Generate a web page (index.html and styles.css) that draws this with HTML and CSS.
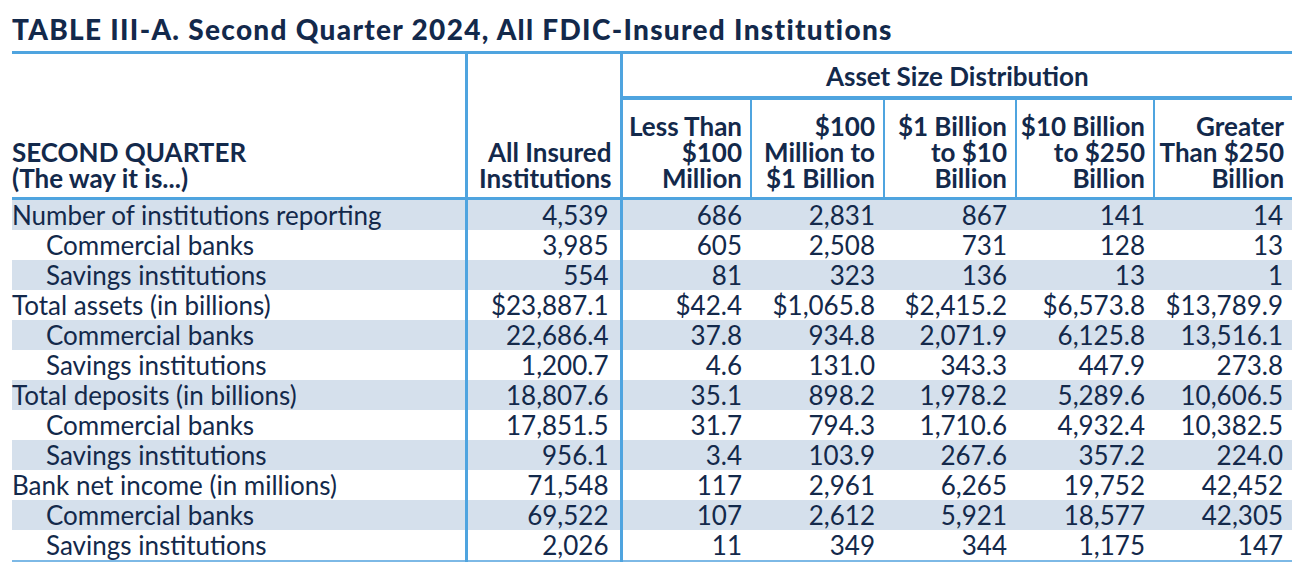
FILE: index.html
```html
<!DOCTYPE html>
<html lang="en">
<head>
<meta charset="utf-8">
<title>TABLE III-A. Second Quarter 2024</title>
<link rel="stylesheet" href="styles.css">
</head>
<body>
<div class="page">
  <h1 class="title">TABLE III-A. Second Quarter 2024, All FDIC-Insured Institutions</h1>
  <table class="qtable">
    <colgroup>
      <col class="c-stub">
      <col class="c-all">
      <col class="c-1">
      <col class="c-2">
      <col class="c-3">
      <col class="c-4">
      <col class="c-5">
    </colgroup>
    <thead>
      <tr class="row-group">
        <th rowspan="2" class="stub-head">SECOND QUARTER<br>(The way it is...)</th>
        <th rowspan="2" class="all-head">All Insured<br>Institutions</th>
        <th colspan="5" class="group-head">Asset Size Distribution</th>
      </tr>
      <tr class="row-sub">
        <th class="sub first">Less Than<br>$100<br>Million</th>
        <th class="sub">$100<br>Million to<br>$1 Billion</th>
        <th class="sub">$1 Billion<br>to $10<br>Billion</th>
        <th class="sub">$10 Billion<br>to $250<br>Billion</th>
        <th class="sub">Greater<br>Than $250<br>Billion</th>
      </tr>
    </thead>
    <tbody>
      <tr class="shade"><td class="label">Number of institutions reporting</td><td class="all">4,539</td><td>686</td><td>2,831</td><td>867</td><td>141</td><td>14</td></tr>
      <tr><td class="label sub-label">Commercial banks</td><td class="all">3,985</td><td>605</td><td>2,508</td><td>731</td><td>128</td><td>13</td></tr>
      <tr class="shade"><td class="label sub-label">Savings institutions</td><td class="all">554</td><td>81</td><td>323</td><td>136</td><td>13</td><td>1</td></tr>
      <tr><td class="label">Total assets (in billions)</td><td class="all">$23,887.1</td><td>$42.4</td><td>$1,065.8</td><td>$2,415.2</td><td>$6,573.8</td><td>$13,789.9</td></tr>
      <tr class="shade"><td class="label sub-label">Commercial banks</td><td class="all">22,686.4</td><td>37.8</td><td>934.8</td><td>2,071.9</td><td>6,125.8</td><td>13,516.1</td></tr>
      <tr><td class="label sub-label">Savings institutions</td><td class="all">1,200.7</td><td>4.6</td><td>131.0</td><td>343.3</td><td>447.9</td><td>273.8</td></tr>
      <tr class="shade"><td class="label">Total deposits (in billions)</td><td class="all">18,807.6</td><td>35.1</td><td>898.2</td><td>1,978.2</td><td>5,289.6</td><td>10,606.5</td></tr>
      <tr><td class="label sub-label">Commercial banks</td><td class="all">17,851.5</td><td>31.7</td><td>794.3</td><td>1,710.6</td><td>4,932.4</td><td>10,382.5</td></tr>
      <tr class="shade"><td class="label sub-label">Savings institutions</td><td class="all">956.1</td><td>3.4</td><td>103.9</td><td>267.6</td><td>357.2</td><td>224.0</td></tr>
      <tr><td class="label">Bank net income (in millions)</td><td class="all">71,548</td><td>117</td><td>2,961</td><td>6,265</td><td>19,752</td><td>42,452</td></tr>
      <tr class="shade"><td class="label sub-label">Commercial banks</td><td class="all">69,522</td><td>107</td><td>2,612</td><td>5,921</td><td>18,577</td><td>42,305</td></tr>
      <tr class="last"><td class="label sub-label">Savings institutions</td><td class="all">2,026</td><td>11</td><td>349</td><td>344</td><td>1,175</td><td>147</td></tr>
    </tbody>
  </table>
</div>
</body>
</html>
```

FILE: styles.css
```css
html, body {
  margin: 0;
  padding: 0;
  background: #ffffff;
}

.page {
  padding: 14px 0 0 12px;
  font-family: Lato, "Open Sans", sans-serif;
  color: #13294b;
}

.title {
  margin: 0 0 7px 0;
  font-size: 28px;
  line-height: 30px;
  font-weight: 900;
  letter-spacing: 1.3px;
  color: #13294b;
  white-space: nowrap;
}

.qtable {
  width: 1280px;
  table-layout: fixed;
  border-collapse: collapse;
  border-top: 3px solid #4fa4df;
}

.c-stub { width: 454px; }
.c-all { width: 155px; }
.c-1 { width: 130px; }
.c-2 { width: 133px; }
.c-3 { width: 132px; }
.c-4 { width: 138px; }
.c-5 { width: 138px; }

.qtable th {
  font-weight: 700;
  font-size: 26px;
  line-height: 26px;
  text-align: right;
  vertical-align: bottom;
  padding: 0 8px 6px 0;
  white-space: nowrap;
}

.qtable thead tr.row-sub th {
  border-bottom: 3px solid #4fa4df;
  height: 91px;
}

.stub-head {
  text-align: left !important;
  padding-left: 0 !important;
  border-right: 3px solid #4fa4df;
  border-bottom: 3px solid #4fa4df;
}

.all-head {
  border-right: 3px solid #4fa4df;
  border-bottom: 3px solid #4fa4df;
}

.group-head {
  text-align: center !important;
  height: 35px;
  padding: 0 0 7px 0 !important;
  border-bottom: 4px solid #4fa4df;
}

.sub {
  border-left: 2px solid #4fa4df;
}

.sub.first {
  border-left: 3px solid #4fa4df;
}

.qtable td {
  font-size: 26px;
  line-height: 30px;
  height: 30px;
  padding: 0 9px 0 0;
  text-align: right;
  white-space: nowrap;
}

.qtable td.label {
  text-align: left;
  padding: 0;
  border-right: 3px solid #4fa4df;
}

.qtable td.sub-label {
  padding-left: 34px;
}

.qtable td.all {
  border-right: 3px solid #4fa4df;
  padding-right: 11px;
}

.qtable tr.shade td {
  background: #d5e0ec;
}

.qtable tr.last td {
  border-bottom: 2px solid #7db9e6;
}
```
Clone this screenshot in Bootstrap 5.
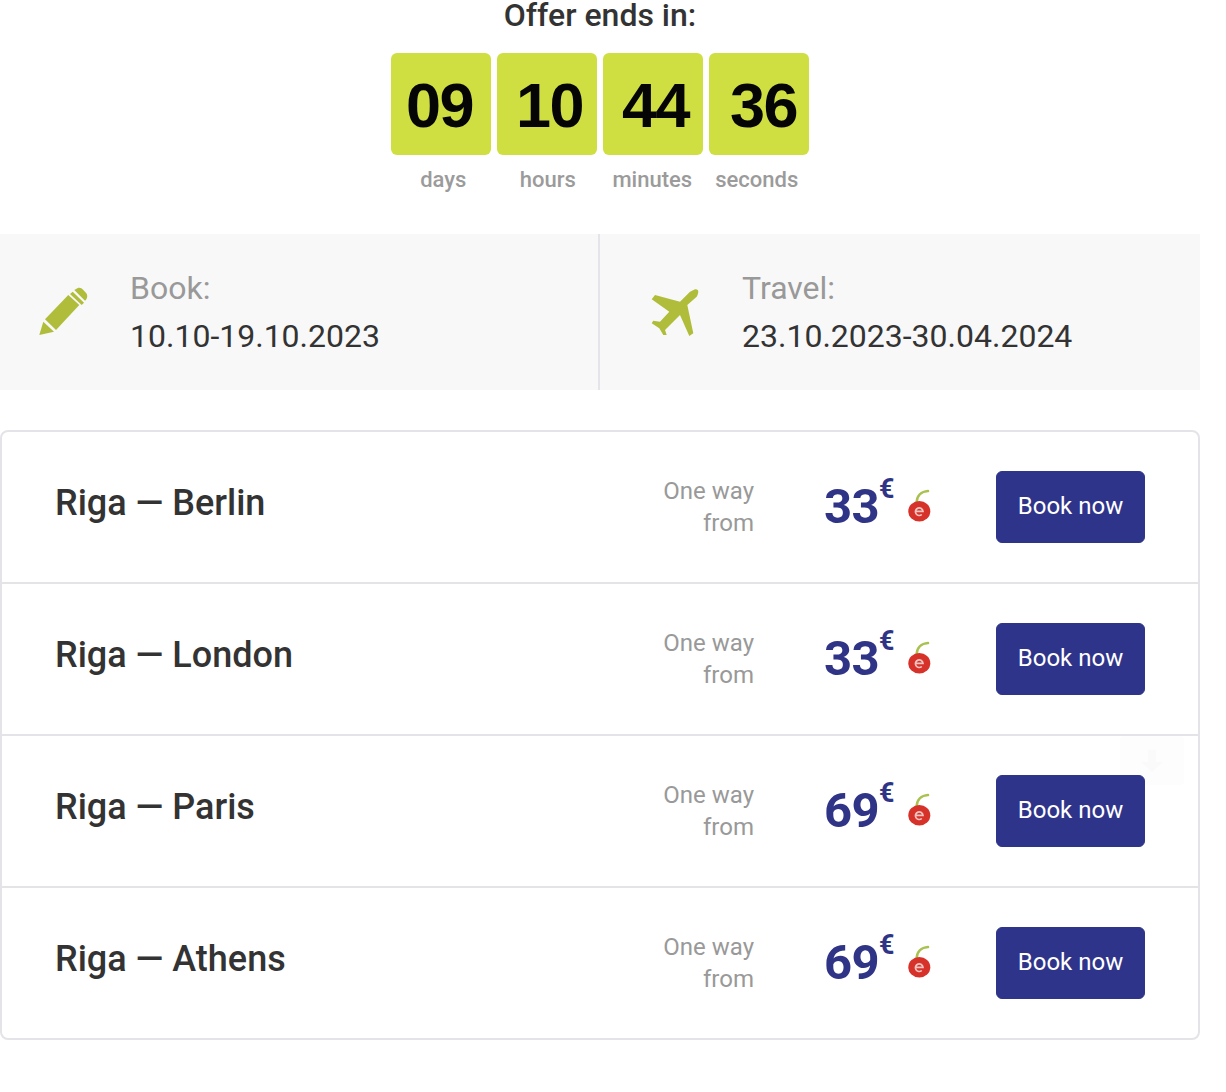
<!DOCTYPE html>
<html lang="en">
<head>
<meta charset="utf-8">
<title>Offer</title>
<link rel="stylesheet" href="https://cdn.jsdelivr.net/npm/bootstrap@5.3.0/dist/css/bootstrap.min.css">
<style>
html,body{margin:0;background:#fff}
body{font-family:Roboto,"Liberation Sans",sans-serif;color:#333;height:1092px;overflow:hidden}
.pg{width:1200px;position:relative}
.ttl{font-size:32px;font-weight:500;line-height:30px;height:53px;margin:0;color:#333}
.cnts{gap:6px}
.cnt{width:100px;height:102px;background:#cfdf42;border-radius:6px;font-family:"Liberation Sans",sans-serif;font-weight:700;font-size:63px;letter-spacing:-1.500px;color:#050505;line-height:105px;text-align:center}
.c1{padding-right:3px}
.c2{padding-left:5px}
.c3{padding-left:5px}
.c4{padding-left:9px}
.lbls{margin-top:12px;height:26px}
.lbl{width:104.500px;text-align:center;font-size:22px;font-weight:500;color:#9b9b9b;line-height:25px}
.info{margin-top:41px;height:156px;background:#f8f8f8}
.cell{height:156px}
.cell1{width:598px}
.cell2{width:602px;border-left:2px solid #e4e4ea}
.ic1{width:130px;padding-left:39px}
.ic2{width:142px;padding-left:50px}
.k{font-size:32px;line-height:48px;color:#999}
.v{font-size:32px;line-height:48px;color:#333}
.rows{margin-top:40px;border:2px solid #e4e4e8;border-radius:8px;position:relative;z-index:1}
.rw{height:152px;padding:0 53px 0 53px;border-bottom:2px solid #e4e4e8}
.rw:last-child{border-bottom:0;height:150px}
.city{font-size:36px;font-weight:500;color:#333;line-height:42px;margin-top:-8px}
.way{width:200px;text-align:right;font-size:24px;line-height:32px;color:#999;margin-left:auto}
.prc{width:242px;padding-left:70px;position:relative;height:72px}
.num{font-size:49px;font-weight:700;color:#303486;line-height:72px;letter-spacing:-.500px}
.eur{font-size:27px;font-weight:700;color:#303486;line-height:28px;position:absolute;top:4px;left:125px}
.chy{position:absolute;left:153px;top:17px}
.bk{width:149px;height:72px;background:#2f348b;border-color:#2f348b;color:#fff;font-size:24px;border-radius:6px;padding:0;line-height:68px}
.bk:hover{background:#2f348b;color:#fff}
.totop{position:absolute;left:1120px;top:736px;width:64px;height:49px;background:#fdfdfd;border-radius:4px;z-index:0}
</style>
</head>
<body>
<div class="pg">
  <h1 class="ttl text-center">Offer ends in:</h1>
  <div class="cnts d-flex justify-content-center">
    <div class="cnt c1">09</div><div class="cnt c2">10</div><div class="cnt c3">44</div><div class="cnt c4">36</div>
  </div>
  <div class="lbls d-flex justify-content-center">
    <div class="lbl">days</div><div class="lbl">hours</div><div class="lbl">minutes</div><div class="lbl">seconds</div>
  </div>
  <div class="info d-flex">
    <div class="cell cell1 d-flex align-items-center">
      <div class="ic1">
        <svg width="50" height="50" viewBox="0 0 50 50" class="d-block" fill="#afbd3a"><path d="M.3 48 4.300 34.700 15 44.700z"/><path d="M6 32.300 29.300 8 40.300 18 17 43z"/><path d="M31 7 33.700 4.700 45 15.700 42.700 18z"/><path d="M35.300 3 39.300.700c2-.3 3.500.5 5 2.300l3 3.200c1.500 2 1.300 5.500-1.300 7.500z"/></svg>
      </div>
      <div><div class="k">Book:</div><div class="v">10.10-19.10.2023</div></div>
    </div>
    <div class="cell cell2 d-flex align-items-center">
      <div class="ic2">
        <svg width="50" height="50" viewBox="0 0 50 50" class="d-block" fill="#afbd3a"><path d="M45 2.300c2-.6 3.500 1 3.300 2.400s-.6 3.500-1.600 5L37.300 18l6 28.300-4 2.700L30 28 20 38l-5 5 1.700 5h-3.400l-4-6.700-7.600-5 1.600-2.600 6.700 1 9.300-10-17.600-12.400L5 8l25 6.700 10-10z"/></svg>
      </div>
      <div><div class="k">Travel:</div><div class="v">23.10.2023-30.04.2024</div></div>
    </div>
  </div>
  <div class="rows">
    <div class="rw d-flex align-items-center"><div class="city">Riga — Berlin</div><div class="way">One way<br>from</div><div class="prc"><span class="num">33</span><span class="eur">€</span><svg class="chy" width="26" height="34" viewBox="0 0 26 34"><use href="#cherry"/></svg></div><a class="btn bk" href="#">Book now</a></div>
    <div class="rw d-flex align-items-center"><div class="city">Riga — London</div><div class="way">One way<br>from</div><div class="prc"><span class="num">33</span><span class="eur">€</span><svg class="chy" width="26" height="34" viewBox="0 0 26 34"><use href="#cherry"/></svg></div><a class="btn bk" href="#">Book now</a></div>
    <div class="rw d-flex align-items-center"><div class="city">Riga — Paris</div><div class="way">One way<br>from</div><div class="prc"><span class="num">69</span><span class="eur">€</span><svg class="chy" width="26" height="34" viewBox="0 0 26 34"><use href="#cherry"/></svg></div><a class="btn bk" href="#">Book now</a></div>
    <div class="rw d-flex align-items-center"><div class="city">Riga — Athens</div><div class="way">One way<br>from</div><div class="prc"><span class="num">69</span><span class="eur">€</span><svg class="chy" width="26" height="34" viewBox="0 0 26 34"><use href="#cherry"/></svg></div><a class="btn bk" href="#">Book now</a></div>
  </div>
  <div class="totop d-flex justify-content-center align-items-center"><svg width="24" height="26" viewBox="0 0 24 26"><path fill="#fafafa" d="M8 2h8v12h7L12 24 1 14h7z"/></svg></div>
</div>
<svg width="0" height="0" class="position-absolute"><defs>
<filter id="soft" x="-20%" y="-20%" width="140%" height="140%"><feGaussianBlur stdDeviation=".5"/></filter>
<g id="cherry" filter="url(#soft)">
<path d="M9.700 14C10 8 14 3.500 21 3" stroke="#a9c24f" stroke-width="2.600" fill="none" stroke-linecap="round"/>
<ellipse cx="12.300" cy="23.300" rx="11" ry="10.300" fill="#d7302a"/>
<path d="M9 23.300h7a3.800 3.800 0 1 0-1.200 3.200" stroke="#f4c4be" stroke-width="1.700" fill="none"/>
</g></defs></svg>
<script src="https://cdn.jsdelivr.net/npm/bootstrap@5.3.0/dist/js/bootstrap.bundle.min.js"></script>
</body>
</html>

•••

TASK DESCRIPTION:
Scan the listing above and copy all lines containing the word "this".

ANSWER:
Generate a web page (index.html and styles.css) that draws this with HTML and CSS.
Clone this screenshot in Bootstrap 5.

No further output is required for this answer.